My great-great-aunt goes to the farmer's market every friday morning for fresh local fruits and vegetables.  She walks slowly around her kitchen gathering together ingredients, and when I offer to help her she laughs. For dinner she makes broiled fish, smashed potatoes, fresh asparagus and a salad, served in a wooden bowl.  It's all very healthy, elegant, delicious, local.  Very California.

My great-great-aunt's bookshelves are impressively well-stocked: the guest bedroom alone features well-read copies of almost everything Gabriel Garcia Marquez wrote, a lot of Salman Rushdie's work, some Milan Kundera, some Italo Calvino, lots of Toni Morrison, some Nin, some Mailer, a little Pynchon, and all of the James Bond books.  A massive dictionary sits on a stand near her reading chairs.

My great-great-aunt never went to college.  She left her frontier hometown when she was young and went to work at the naval shipyards. Later she worked at a jeweler's shop, then ran a drive-in restaurant, and now - at the age of almost 90 - she still works full-time in retail.  She's been a diligent, hard-working and focused woman all her life.

A raunchy spitfire?  An elegant matriarch? A determined sun-lover? A California foodie? An intellectual?
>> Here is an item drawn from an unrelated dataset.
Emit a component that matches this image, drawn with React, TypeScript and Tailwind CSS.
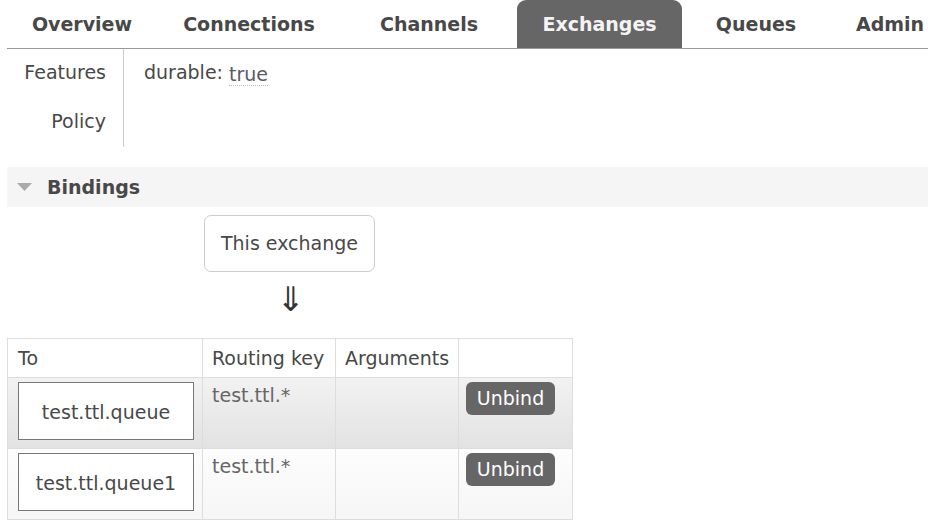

A dedicated worker?

All these things, maybe, or none of these things.  And then I don't know a thing about her as a mother, as a wife, as a daughter, as a grandmother.  I don't know what she was like when she was 15 or 50. I was with her for only half a day.  And I am audacious enough to want to write about her?

Even after an attempt at thorough fairness, I'm left with an inevitable lie of omission - and a niggling doubt.  What if these best-guesses, these attempts at accurate and generous and multi-layered portrayals, are just plain wrong?

It's terrifying.  It's just terrifying.